Take Charge of your Super & Receive Big Dividends Later
Figures quoted by the Association of Superannuation Funds of Australia show that Australians aged under 30 years usually have less in their bank accounts than in their super funds. Despite this, 40 percent of those surveyed don’t know their super balance. A further 16 percent admitted they only had a rough idea.
Retirement seems a long way off when you’re young and enjoying life to its fullest. Planning for it now can almost pointless at such an early stage. But do you know this is the best time to take charge of your super fund contributions? Doing so now will open up more options for you later as you provide you and your family with the financial freedom you will need.
If you're looking to speak to someone about taking control of your super speak to our Melbourne based SMSF specialist team.
This will allow you to do what you’ve always dreamed of doing such as travelling, or paying off all your bills. Or maybe you want the option to retire earlier than you thought possible? Or to start that small business you’ve always thought about?
Small changes made now to your super contributions will have a big effect on your retirement. A small, additional monetary sacrifice now will mean your extra payments will earn more through compounding interest in the years ahead. You may be adding more than 30 percent extra to your retirement nest egg!
Rather than let your current super fund drift along, you need to be right on top of how it can work for you. For example, do you know how much is in the fund or where it is being invested on your behalf?
There are considerable advantages in keeping on top of your super at any age. Doing so when you’re young gives you even more advantages, and provides you with the chance to really get the best out of your fund. Treat your super as you would a trust fund and work out early how it can work for you. This may make all the difference when you finally retire.
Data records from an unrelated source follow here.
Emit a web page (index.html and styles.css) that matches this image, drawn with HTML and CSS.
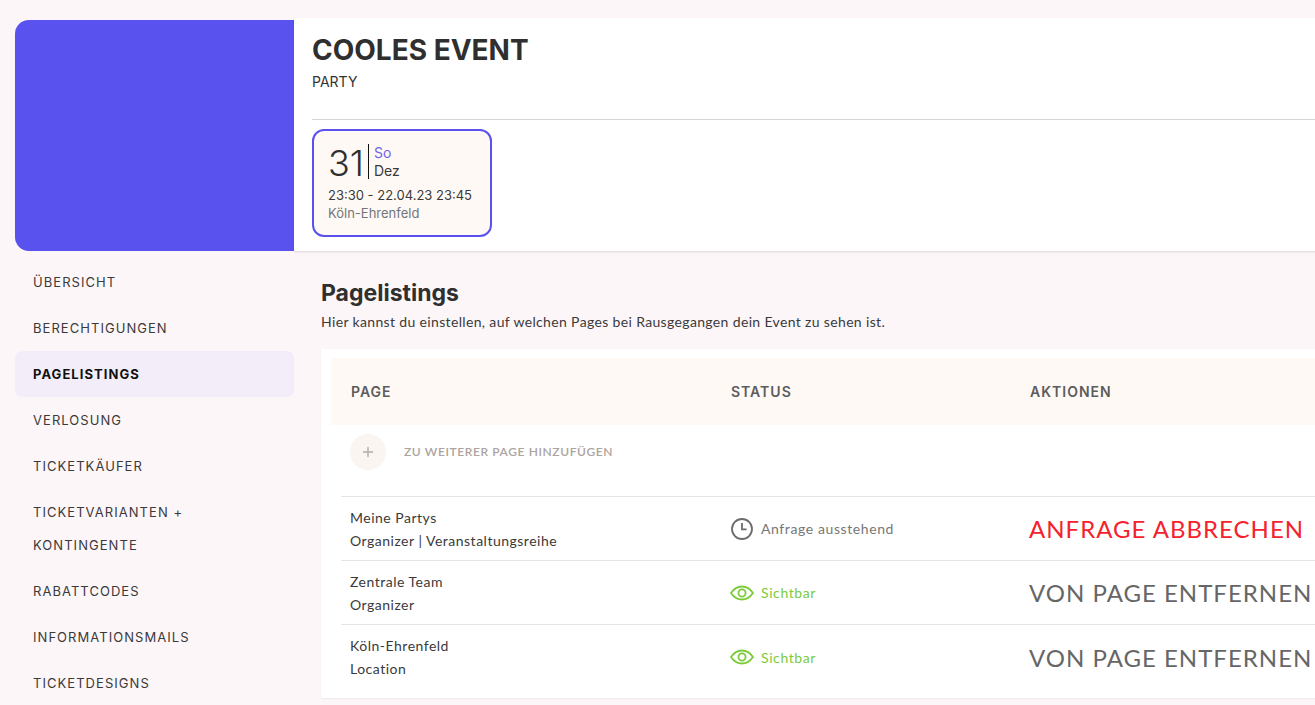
FILE: index.html
```html
<!DOCTYPE html>
<html lang="de">
<head>
<meta charset="utf-8">
<title>Pagelistings</title>
<link rel="stylesheet" href="styles.css">
</head>
<body>
<div class="page">
  <header class="hero">
    <div class="cover"></div>
    <div class="hero-info">
      <h1 class="title">COOLES EVENT</h1>
      <p class="subtitle">PARTY</p>
      <hr class="rule">
      <div class="date-card">
        <div class="date-top">
          <span class="day">31</span>
          <span class="date-parts"><span class="weekday">So</span><span class="month">Dez</span></span>
        </div>
        <div class="time">23:30 - 22.04.23 23:45</div>
        <div class="place">Köln-Ehrenfeld</div>
      </div>
    </div>
  </header>
  <div class="body-row">
    <nav class="side">
      <a class="nav-item">ÜBERSICHT</a>
      <a class="nav-item">BERECHTIGUNGEN</a>
      <a class="nav-item active">PAGELISTINGS</a>
      <a class="nav-item">VERLOSUNG</a>
      <a class="nav-item">TICKETKÄUFER</a>
      <a class="nav-item">TICKETVARIANTEN + KONTINGENTE</a>
      <a class="nav-item">RABATTCODES</a>
      <a class="nav-item">INFORMATIONSMAILS</a>
      <a class="nav-item">TICKETDESIGNS</a>
    </nav>
    <main class="content">
      <h2 class="heading">Pagelistings</h2>
      <p class="lead">Hier kannst du einstellen, auf welchen Pages bei Rausgegangen dein Event zu sehen ist.</p>
      <section class="panel">
        <div class="thead">
          <span>PAGE</span><span>STATUS</span><span>AKTIONEN</span>
        </div>
        <div class="add-row">
          <span class="add-btn"><svg width="12" height="12" viewBox="0 0 12 12"><path d="M6 1v10M1 6h10" stroke="#b5aca6" stroke-width="1.4" fill="none"/></svg></span>
          <span class="add-label">ZU WEITERER PAGE HINZUFÜGEN</span>
        </div>
        <div class="row">
          <div class="name">Meine Partys<br>Organizer | Veranstaltungsreihe</div>
          <div class="status pending">
            <svg width="24" height="24" viewBox="0 0 24 24" fill="none" stroke="#6b6b6b" stroke-width="1.8"><circle cx="12" cy="12" r="10"/><path d="M12 6v6.4h4.6"/></svg>
            Anfrage ausstehend
          </div>
          <div class="action danger">ANFRAGE ABBRECHEN</div>
        </div>
        <div class="row">
          <div class="name">Zentrale Team<br>Organizer</div>
          <div class="status visible">
            <svg width="24" height="24" viewBox="0 0 24 24" fill="none" stroke="#7ccb3a" stroke-width="1.8"><path d="M1 12C4 7.500 7.500 5.500 12 5.500S20 7.500 23 12C20 16.500 16.500 18.500 12 18.500S4 16.500 1 12Z"/><circle cx="12" cy="12" r="3.600"/></svg>
            Sichtbar
          </div>
          <div class="action">VON PAGE ENTFERNEN</div>
        </div>
        <div class="row">
          <div class="name">Köln-Ehrenfeld<br>Location</div>
          <div class="status visible">
            <svg width="24" height="24" viewBox="0 0 24 24" fill="none" stroke="#7ccb3a" stroke-width="1.8"><path d="M1 12C4 7.500 7.500 5.500 12 5.500S20 7.500 23 12C20 16.500 16.500 18.500 12 18.500S4 16.500 1 12Z"/><circle cx="12" cy="12" r="3.600"/></svg>
            Sichtbar
          </div>
          <div class="action">VON PAGE ENTFERNEN</div>
        </div>
      </section>
    </main>
  </div>
</div>
</body>
</html>
```
FILE: styles.css
```css
* { box-sizing: border-box; }
html, body { margin: 0; height: 705px; overflow: hidden; }
body { background: #fdf6f8; font-family: "Inter", sans-serif; color: #2f2f2f; }
.page { width: 1500px; padding: 20px 0 0 15px; }

.hero { display: flex; height: 231px; }
.cover { width: 279px; background: #5a52ee; border-radius: 14px 0 0 14px; }
.hero-info { flex: 1; background: #fff; margin-top: -2px; padding: 14px 18px 0; box-shadow: 0 1px 2px rgba(0,0,0,.12); }
.title { margin: 0; font-size: 28px; line-height: 36px; font-weight: 700; color: #2f2f2f; }
.subtitle { margin: 2px 0 0; font-size: 14px; line-height: 24px; color: #333; }
.rule { margin: 25px 0 9px; border: 0; border-top: 1px solid #d4d4d4; }
.date-card { width: 180px; height: 108px; border: 2px solid #5a52ee; border-radius: 12px; background: #fff9f5; padding: 13px 14px; }
.date-top { display: flex; height: 35px; }
.day { font-size: 36px; line-height: 38px; font-weight: 300; padding-right: 4px; border-right: 1px solid #111; height: 35px; }
.date-parts { display: flex; flex-direction: column; padding-left: 5px; font-size: 14px; line-height: 18px; }
.weekday { color: #6d66f0; }
.month { color: #3a3a3a; }
.time { margin-top: 7px; font-size: 13px; line-height: 18px; color: #3a3a3a; }
.place { font-size: 13px; line-height: 18px; color: #72767b; }

.body-row { display: flex; margin-top: 8px; }
.side { width: 279px; flex: none; }
.nav-item { display: block; padding: 6.5px 18px; font-size: 13px; line-height: 33px; letter-spacing: 1.05px; color: #3a3a3a; border-radius: 7px; }
.nav-item.active { background: #f3edf9; font-weight: 700; color: #111; }

.content { flex: 1; padding: 0 0 0 27px; }
.heading { margin: 17px 0 0; font-size: 23px; line-height: 34px; font-weight: 700; color: #2f2f2f; }
.lead { margin: 0; font-size: 14px; line-height: 24px; letter-spacing: .35px; font-family: "Lato", sans-serif; color: #3a3a3a; }
.panel { margin-top: 15px; width: 1100px; height: 349px; background: #fff; padding: 9px 0 0 10px; box-shadow: 0 1px 2px rgba(0,0,0,.06); }
.thead { display: grid; grid-template-columns: 380px 299px 1fr; align-items: center; height: 67px; padding-left: 20px; background: #fff9f5; font-size: 14px; font-weight: 600; letter-spacing: 1px; color: #5c5c5c; }
.add-row { display: flex; align-items: center; gap: 18px; height: 72px; margin-left: 10px; padding: 0 0 18px 9px; padding-top: 0; border-bottom: 1px solid #e5e5e5; }
.add-btn { display: flex; width: 36px; height: 36px; border-radius: 50%; background: #fbf5f1; align-items: center; justify-content: center; }
.add-label { font-size: 12px; font-weight: 600; letter-spacing: .6px; color: #aca49e; font-family: "Lato", sans-serif; }
.row { display: grid; grid-template-columns: 380px 299px 1fr; align-items: center; height: 64px; margin-left: 10px; padding-left: 9px; border-bottom: 1px solid #e5e5e5; font-family: "Lato", sans-serif; }
.row:last-child { border-bottom: 0; }
.name { font-size: 14px; line-height: 23px; letter-spacing: .5px; color: #3a3a3a; }
.status { display: flex; align-items: center; gap: 7px; font-size: 14px; letter-spacing: .6px; }
.pending { color: #777; }
.visible { color: #7ccb3a; }
.action { font-size: 24px; letter-spacing: 1px; color: #666; }
.danger { color: #f5222d; }
```
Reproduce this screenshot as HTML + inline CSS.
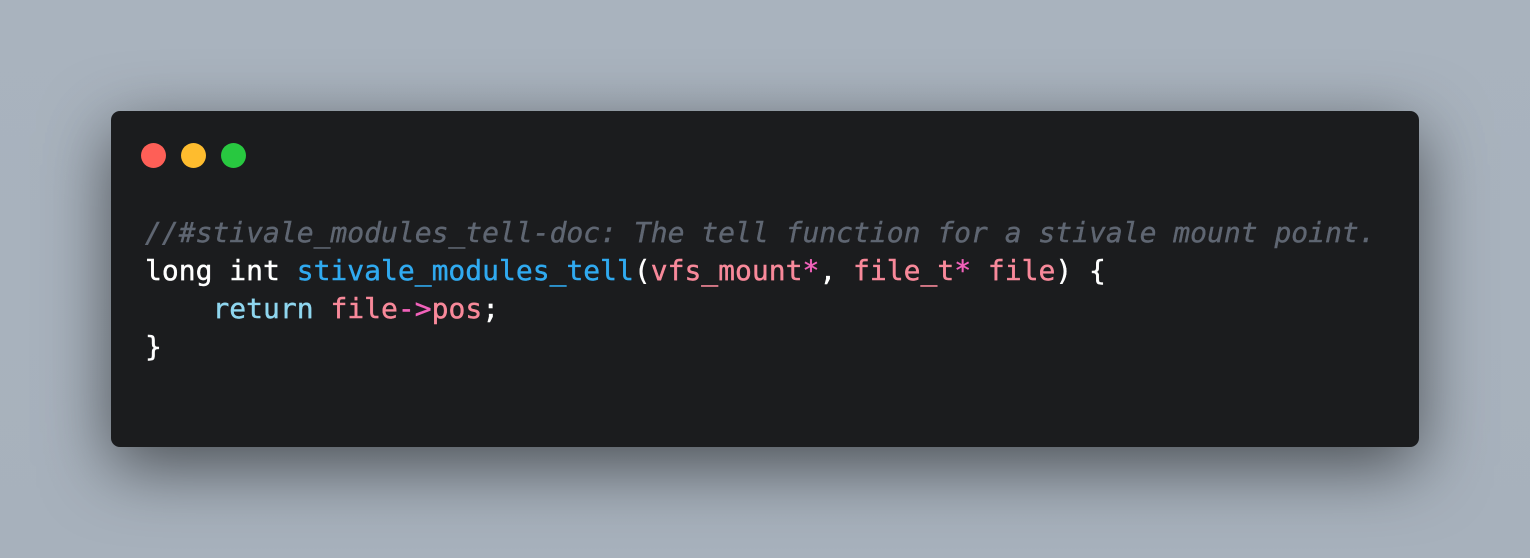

Correctly planning your super contributions — and choosing your own personalised fund — will pay major dividends when you retire. For example, selecting the right fund, tailored to your lifestyle and preferences, will allow you to put away extra money now that will build up in your fund over time. As little as an extra $50 a month for younger people could mean avoiding having to find $1000 per month playing catch up further down the line.
It’s not just about fees
Your superannuation fund used to be chosen for you by your employers, which would give you little input into the type of fund that would suit your situation the best. While this is still the case for some industries, such as those in which super funds are selected as part of an industrial award or an enterprise bargaining agreement, in most cases, the employee now has the option to choose. Check with your employer to see if you have this option. If so, make sure you shop around to find the fund most suitable to your needs.
Many people ignore the added benefits of smaller funds in favour of the lower fees offered by the larger super funds. While low fees are a key factor, it is important to examine the functionality of a fund, as well as the fees.
Check out our Melbourne SMSF Guide.
Set aside time to go through each fund provider's website and consider performance over the long term. Consider the insurance benefits and whether or not you are comfortable with the risk. Weigh up the risk and returns of each fund, and think about how suited the fund is to your changing needs and if it appears to be aligned with your long term lifestyle goals.
Changing your super fund in the future
Always keep an eye on your fund’s performance. Rather than just checking the short term returns, the Australian Securities and Investment Commission recommends viewing a fund’s performance in comparison with others over a five year period before making any decision to change.
However, the ease of being able to leave should always be a factor in determining whether or not you join in the first place. Does the fund charge excessive exit fees? How does leaving affect your employer contributions and such benefits as connected life and health insurance?
Treat your super as a trust fund
Managing your own superannuation is not recommended unless you have financial and investment expertise, but being aware of how your fund works and how to maximise it to your advantage is a big step forward.
One way to boost your savings is to view your super differently. Instead of just associating it with retirement, look at it as a trust fund, which, if correctly managed, will pay your bills when it matures while also providing you and your family with an income to live on for life.
Do you know where your super is invested? This is becoming more of an issue as people become more concerned about issues such as climate change, animal rights and human rights abuses. For many people, where their money is invested is as important as the rate of return.
Ethical investing works in two ways: by screening out “negative” investment — such as companies in the fossil fuels industry — and focusing on “positive” options such as funds that specifically target green energy or carbon credits.
Making the most of your superannuation means recognising its relevance at every stage of your working life, and not just when you are on the verge of retirement. Affordable sacrifices made now will pay major dividends over the years and lead to a more comfortable retirement lifestyle. It’s necessary to take charge of your contributions now, while the most benefit can be made.
Check your super balance at least quarterly and manage your contributions depending on your changing life circumstances and lifestyle plans. Discover the ways to maximise the fund for tax advantages, understand how to compare funds and get the best, safest and most ethical returns possible.